The coincidence is that when you achieve the lofty, detachment that young people work hard to affect, you lose a good deal of your conversational fodder which is what allows one to connect to the world at large. I used to get together with my peers and discuss everything going on in the world, from singular things like “6-7” to politics with global consequences. Gradually, very gradually, I’ve stopped consuming the media which—I didn’t realize—was my primary source for this conversational material. Without the news, without TV, hell, I don’t even watch movies anymore, I’m left with a world that only seems to change in the physical. A new bridge is built; I can’t miss that.

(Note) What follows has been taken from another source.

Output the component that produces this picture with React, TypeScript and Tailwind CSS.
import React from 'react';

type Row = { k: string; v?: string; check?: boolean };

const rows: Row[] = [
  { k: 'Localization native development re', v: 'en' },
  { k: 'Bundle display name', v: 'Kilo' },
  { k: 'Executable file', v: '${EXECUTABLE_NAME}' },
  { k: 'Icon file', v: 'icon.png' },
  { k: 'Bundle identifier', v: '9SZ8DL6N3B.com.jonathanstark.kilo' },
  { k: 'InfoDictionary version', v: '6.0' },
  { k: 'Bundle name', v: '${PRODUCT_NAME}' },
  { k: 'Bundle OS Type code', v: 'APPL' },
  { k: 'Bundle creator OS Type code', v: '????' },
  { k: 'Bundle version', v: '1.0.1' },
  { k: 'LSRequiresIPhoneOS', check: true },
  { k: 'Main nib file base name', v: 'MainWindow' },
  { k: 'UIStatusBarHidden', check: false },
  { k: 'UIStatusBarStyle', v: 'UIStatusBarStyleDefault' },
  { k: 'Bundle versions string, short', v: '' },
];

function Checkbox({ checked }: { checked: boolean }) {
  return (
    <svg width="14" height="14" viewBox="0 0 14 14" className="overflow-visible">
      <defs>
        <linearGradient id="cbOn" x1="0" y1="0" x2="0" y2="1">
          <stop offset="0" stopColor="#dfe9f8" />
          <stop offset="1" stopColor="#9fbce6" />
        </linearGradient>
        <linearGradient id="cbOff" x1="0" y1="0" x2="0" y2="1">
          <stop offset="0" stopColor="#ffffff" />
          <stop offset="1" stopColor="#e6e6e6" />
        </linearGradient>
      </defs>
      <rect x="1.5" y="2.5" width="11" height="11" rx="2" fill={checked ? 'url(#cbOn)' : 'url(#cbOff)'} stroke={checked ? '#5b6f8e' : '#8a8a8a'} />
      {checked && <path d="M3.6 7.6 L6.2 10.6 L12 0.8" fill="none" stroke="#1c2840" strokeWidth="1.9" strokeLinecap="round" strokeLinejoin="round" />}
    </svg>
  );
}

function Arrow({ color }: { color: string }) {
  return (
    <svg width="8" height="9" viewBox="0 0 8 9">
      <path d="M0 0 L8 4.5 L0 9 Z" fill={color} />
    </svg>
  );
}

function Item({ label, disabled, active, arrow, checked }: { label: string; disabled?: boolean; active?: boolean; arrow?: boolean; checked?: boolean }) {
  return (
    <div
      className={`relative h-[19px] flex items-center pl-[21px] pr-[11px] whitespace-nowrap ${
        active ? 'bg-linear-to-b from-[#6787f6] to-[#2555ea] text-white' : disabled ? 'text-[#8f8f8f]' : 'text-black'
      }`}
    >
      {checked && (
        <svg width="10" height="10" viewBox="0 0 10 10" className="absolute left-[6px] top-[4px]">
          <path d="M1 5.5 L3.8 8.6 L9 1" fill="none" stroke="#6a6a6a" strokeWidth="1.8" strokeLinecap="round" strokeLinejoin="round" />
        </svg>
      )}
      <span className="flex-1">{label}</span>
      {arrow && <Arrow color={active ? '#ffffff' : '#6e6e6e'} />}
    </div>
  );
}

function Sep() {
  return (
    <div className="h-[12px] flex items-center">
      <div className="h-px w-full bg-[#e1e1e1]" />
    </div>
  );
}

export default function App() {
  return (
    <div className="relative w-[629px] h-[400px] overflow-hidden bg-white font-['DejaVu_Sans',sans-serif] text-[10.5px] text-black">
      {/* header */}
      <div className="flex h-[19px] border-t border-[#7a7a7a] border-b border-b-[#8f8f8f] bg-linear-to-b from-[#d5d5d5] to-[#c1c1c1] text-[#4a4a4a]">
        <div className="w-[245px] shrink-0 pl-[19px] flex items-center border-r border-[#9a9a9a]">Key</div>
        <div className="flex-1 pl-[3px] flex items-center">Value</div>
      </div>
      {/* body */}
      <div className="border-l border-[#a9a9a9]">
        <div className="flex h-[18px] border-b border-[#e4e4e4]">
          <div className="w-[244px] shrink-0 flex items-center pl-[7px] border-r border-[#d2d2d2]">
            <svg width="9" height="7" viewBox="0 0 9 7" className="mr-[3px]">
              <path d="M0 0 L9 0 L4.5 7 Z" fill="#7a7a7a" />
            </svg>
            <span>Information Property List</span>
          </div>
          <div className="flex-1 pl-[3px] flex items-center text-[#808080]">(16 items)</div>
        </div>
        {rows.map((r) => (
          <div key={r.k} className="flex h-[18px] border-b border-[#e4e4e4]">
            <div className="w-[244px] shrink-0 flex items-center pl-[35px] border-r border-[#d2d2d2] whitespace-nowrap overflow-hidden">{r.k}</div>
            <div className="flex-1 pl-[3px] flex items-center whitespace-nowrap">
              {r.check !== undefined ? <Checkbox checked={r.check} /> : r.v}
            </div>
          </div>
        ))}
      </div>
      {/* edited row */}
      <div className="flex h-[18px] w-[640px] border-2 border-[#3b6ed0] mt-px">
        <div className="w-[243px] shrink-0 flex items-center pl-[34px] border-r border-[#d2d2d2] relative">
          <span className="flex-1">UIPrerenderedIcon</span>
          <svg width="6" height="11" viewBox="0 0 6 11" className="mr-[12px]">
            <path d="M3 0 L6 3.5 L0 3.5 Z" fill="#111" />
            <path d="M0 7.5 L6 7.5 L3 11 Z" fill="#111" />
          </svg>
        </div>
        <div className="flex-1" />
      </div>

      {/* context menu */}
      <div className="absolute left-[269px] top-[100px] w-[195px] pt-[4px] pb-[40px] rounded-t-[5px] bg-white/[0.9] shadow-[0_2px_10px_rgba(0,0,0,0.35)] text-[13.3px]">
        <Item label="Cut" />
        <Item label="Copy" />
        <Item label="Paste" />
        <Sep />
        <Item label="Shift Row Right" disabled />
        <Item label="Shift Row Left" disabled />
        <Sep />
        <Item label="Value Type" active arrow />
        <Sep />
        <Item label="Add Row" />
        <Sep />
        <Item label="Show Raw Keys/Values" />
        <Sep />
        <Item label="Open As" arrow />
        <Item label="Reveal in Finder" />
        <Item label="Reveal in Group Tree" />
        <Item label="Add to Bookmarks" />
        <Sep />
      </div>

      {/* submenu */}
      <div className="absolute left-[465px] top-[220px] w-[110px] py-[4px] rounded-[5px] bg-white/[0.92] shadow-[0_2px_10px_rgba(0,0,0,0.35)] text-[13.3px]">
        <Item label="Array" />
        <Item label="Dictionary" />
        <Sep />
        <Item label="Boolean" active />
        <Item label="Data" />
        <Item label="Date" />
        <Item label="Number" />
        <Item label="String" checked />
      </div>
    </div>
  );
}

A building is torn down, and I see something change, but the everchanging effluvia of the world, I’ve managed to mostly tune out, and when I do have chance to talk with people without a directive driving the conversation—which isn’t often—I don’t have much to say. 

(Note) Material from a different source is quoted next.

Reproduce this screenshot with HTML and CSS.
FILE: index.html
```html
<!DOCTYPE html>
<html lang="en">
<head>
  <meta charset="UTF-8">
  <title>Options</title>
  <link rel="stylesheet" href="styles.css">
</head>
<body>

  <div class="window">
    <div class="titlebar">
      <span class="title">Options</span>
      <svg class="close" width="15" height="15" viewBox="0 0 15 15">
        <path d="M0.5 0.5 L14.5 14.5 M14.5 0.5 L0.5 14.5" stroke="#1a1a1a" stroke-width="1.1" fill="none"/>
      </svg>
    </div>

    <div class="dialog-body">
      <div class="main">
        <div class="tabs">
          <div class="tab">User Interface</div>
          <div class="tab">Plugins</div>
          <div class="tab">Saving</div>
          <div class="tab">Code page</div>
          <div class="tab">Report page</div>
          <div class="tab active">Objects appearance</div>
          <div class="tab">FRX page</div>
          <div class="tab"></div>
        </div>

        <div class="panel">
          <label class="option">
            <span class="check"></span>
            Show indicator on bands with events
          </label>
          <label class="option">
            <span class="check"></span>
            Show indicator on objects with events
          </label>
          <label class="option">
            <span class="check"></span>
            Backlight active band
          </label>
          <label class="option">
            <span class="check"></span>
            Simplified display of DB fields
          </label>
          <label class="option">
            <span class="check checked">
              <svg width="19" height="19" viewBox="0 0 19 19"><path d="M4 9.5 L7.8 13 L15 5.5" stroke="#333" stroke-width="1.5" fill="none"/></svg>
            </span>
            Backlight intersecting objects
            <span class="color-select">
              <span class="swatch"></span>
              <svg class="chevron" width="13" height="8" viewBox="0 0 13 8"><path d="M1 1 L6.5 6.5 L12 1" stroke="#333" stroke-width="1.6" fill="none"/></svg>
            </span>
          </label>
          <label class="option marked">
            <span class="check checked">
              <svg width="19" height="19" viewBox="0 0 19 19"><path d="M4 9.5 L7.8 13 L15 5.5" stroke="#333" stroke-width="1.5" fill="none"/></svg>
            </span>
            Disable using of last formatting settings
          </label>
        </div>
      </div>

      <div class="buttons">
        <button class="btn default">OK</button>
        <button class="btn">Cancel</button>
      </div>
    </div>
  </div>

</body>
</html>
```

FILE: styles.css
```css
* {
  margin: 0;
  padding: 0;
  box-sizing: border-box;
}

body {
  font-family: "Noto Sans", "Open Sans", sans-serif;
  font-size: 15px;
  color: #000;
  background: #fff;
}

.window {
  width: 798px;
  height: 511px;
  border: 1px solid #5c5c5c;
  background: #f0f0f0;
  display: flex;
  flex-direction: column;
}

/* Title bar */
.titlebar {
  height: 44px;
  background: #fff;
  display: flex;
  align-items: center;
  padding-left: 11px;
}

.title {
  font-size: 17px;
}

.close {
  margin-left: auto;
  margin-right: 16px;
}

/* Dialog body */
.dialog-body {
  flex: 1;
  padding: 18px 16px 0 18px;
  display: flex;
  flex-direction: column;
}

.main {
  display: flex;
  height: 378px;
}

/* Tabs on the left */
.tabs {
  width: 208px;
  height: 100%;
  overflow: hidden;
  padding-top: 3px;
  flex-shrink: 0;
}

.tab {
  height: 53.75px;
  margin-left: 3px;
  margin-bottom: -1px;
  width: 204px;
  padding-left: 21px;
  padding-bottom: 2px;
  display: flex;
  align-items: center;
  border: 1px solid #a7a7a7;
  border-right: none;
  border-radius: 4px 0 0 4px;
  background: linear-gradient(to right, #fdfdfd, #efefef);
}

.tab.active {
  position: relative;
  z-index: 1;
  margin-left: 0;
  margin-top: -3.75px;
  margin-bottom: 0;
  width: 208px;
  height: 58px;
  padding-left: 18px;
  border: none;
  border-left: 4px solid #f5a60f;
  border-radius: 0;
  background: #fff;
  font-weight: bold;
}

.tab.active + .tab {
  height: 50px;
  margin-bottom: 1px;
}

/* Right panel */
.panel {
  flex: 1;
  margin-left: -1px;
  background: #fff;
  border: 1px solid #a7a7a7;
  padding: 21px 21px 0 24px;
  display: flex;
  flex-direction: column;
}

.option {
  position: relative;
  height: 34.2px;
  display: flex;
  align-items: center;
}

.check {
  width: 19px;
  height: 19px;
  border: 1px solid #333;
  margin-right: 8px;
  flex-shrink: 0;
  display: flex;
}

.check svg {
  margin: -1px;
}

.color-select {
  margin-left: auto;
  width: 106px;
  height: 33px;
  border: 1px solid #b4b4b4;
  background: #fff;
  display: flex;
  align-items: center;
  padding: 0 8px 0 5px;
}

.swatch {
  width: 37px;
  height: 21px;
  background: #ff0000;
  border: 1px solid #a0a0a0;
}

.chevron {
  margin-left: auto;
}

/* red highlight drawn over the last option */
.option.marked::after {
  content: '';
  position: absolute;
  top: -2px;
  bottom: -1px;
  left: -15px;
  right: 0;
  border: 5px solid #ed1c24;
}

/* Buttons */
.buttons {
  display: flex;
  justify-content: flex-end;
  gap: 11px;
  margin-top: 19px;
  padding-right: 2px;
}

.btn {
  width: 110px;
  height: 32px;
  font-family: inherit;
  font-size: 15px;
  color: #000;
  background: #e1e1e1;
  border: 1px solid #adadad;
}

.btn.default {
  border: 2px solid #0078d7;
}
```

However, back when I did have “something” to say, it was almost always a complaint anyway. Almost always just a rejection of whatever was being discussed and then a reiteration of my manifesto that provided the basis for this rejection: “it’s all just manufactured crap; there’s a great deal of pain and suffering in the world, and what are we doing about it by consuming this tv show, or thinking about this superfluous topic?” But at least when I talked about this, I could speak from authority, because I still knew what was going on in the world enough to reject it. Perhaps this is the requirement: you have to demonstrate understanding of the world you are complaining about, otherwise, you are just crochety, and give the impression that everything just upsets you. 

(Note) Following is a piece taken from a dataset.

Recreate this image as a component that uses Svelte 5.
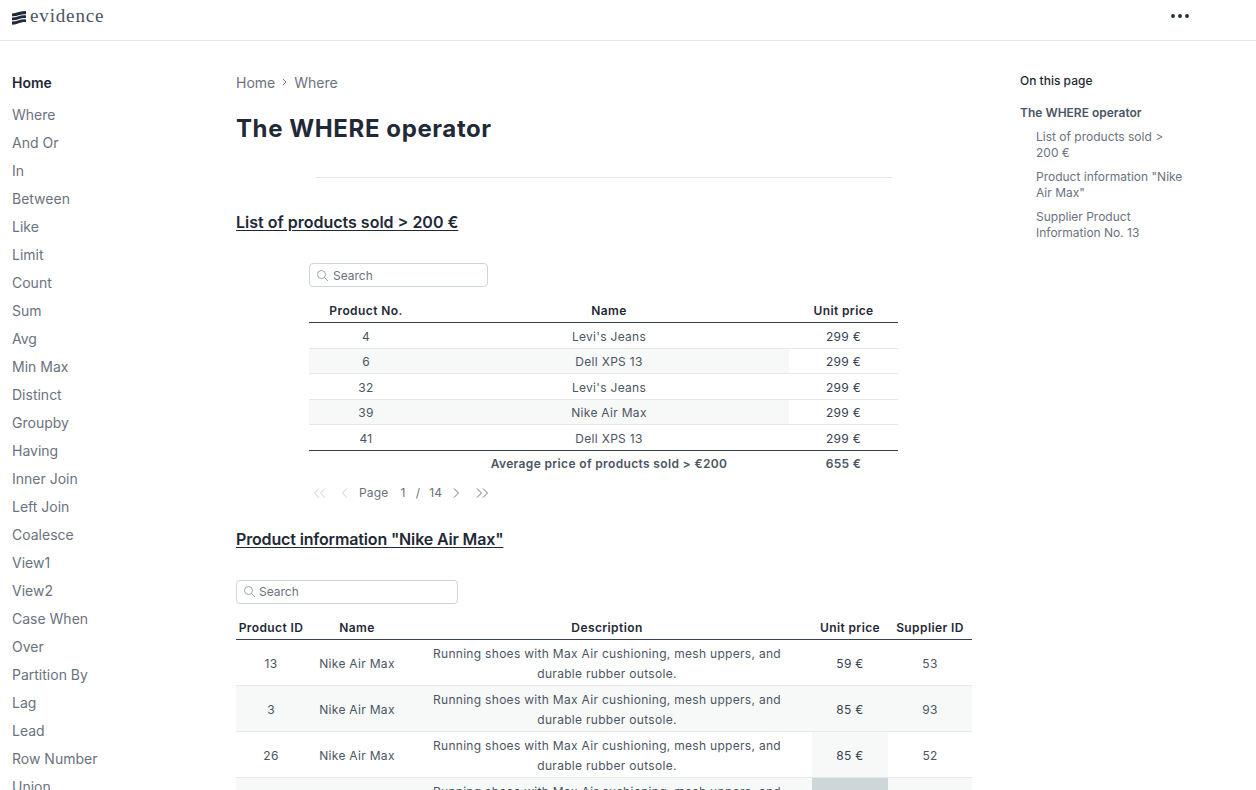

But having kids changes the effect of the world; it makes it nearly overwhelming, even in its smallest aspects. I used to get bored. I used to feel sad. Since having kids, I’ve completely lost both of those responses to the world. I always feel a little overwhelmed by the stimulus coming at me, which I guess is why I’ve had to mute so much of it. And the profound emotional responses I used to get have either been suppressed or have dissipated for having become irrelevant in my day-to-day life. I no longer wonder what I’m going to do with a Sunday afternoon—I just hope I can squeeze a little gardening in between the trips to the kids’ section of the library, the playground and playing Candy Land. Usually, the only thing I manage to do is stand around in the garden and look at it. I no longer wander around at night and feel like a 19thcentury romantic poet because I’m asleep or trying to get to sleep by 9pm. 

But this change in my relationship to the media of the world to the concrete has wrought some interesting changes, things that I think I lost after early adolescence when I stopped using my imagination as much and started consuming a lot of media. I’ve noticed the same change in my wife, too. While I don’t pay attention to the news, or modern music and celebrities, I’ve become more aware of my responsibilities in the place I occupy in the moment, ie. where I’m standing and who I’m standing there with and my responsibility. 

On my way down to San Francisco to catch up with a friend, I stopped at the Ukiah skatepark which has a nice little bowl section. When a ramp is about three feet or so, I’m able to do things fakie as well, so I was having a lot of fun the more warmed up I got. I keep a pair of skate shoes in my car and they were rapidly falling apart the longer I skated. I was also wearing a pair of pretty tight jeans. I don’t like them that tight, but that’s how they came in the mail, and I wasn’t going to bother returning them. So, I probably looked strange to all the kids there, old and out-of-touch, scarecrow shoes and pants, but I was having fun and I had almost no time limitations. 

A kid, probably about 12 or 13, joins me in the bowl section. Since it’s just the two of us, we’re taking turns and watching each other skate. He’s got a good fakie stall—I don’t know what it’s called—and his 180s are slapping down really nice each time. So I complement him. 

“Dude, you’ve got those 180s down! The slap sounds great when you’re popping them every time! Like textbook!”

He thanks me and says how fun they are. I know, I like 180s, too. But damn if I can get them to pop like that every time. But I’m having fun doing fakie to 50-50 which is something on larger ramps I can never get back on the transition from. 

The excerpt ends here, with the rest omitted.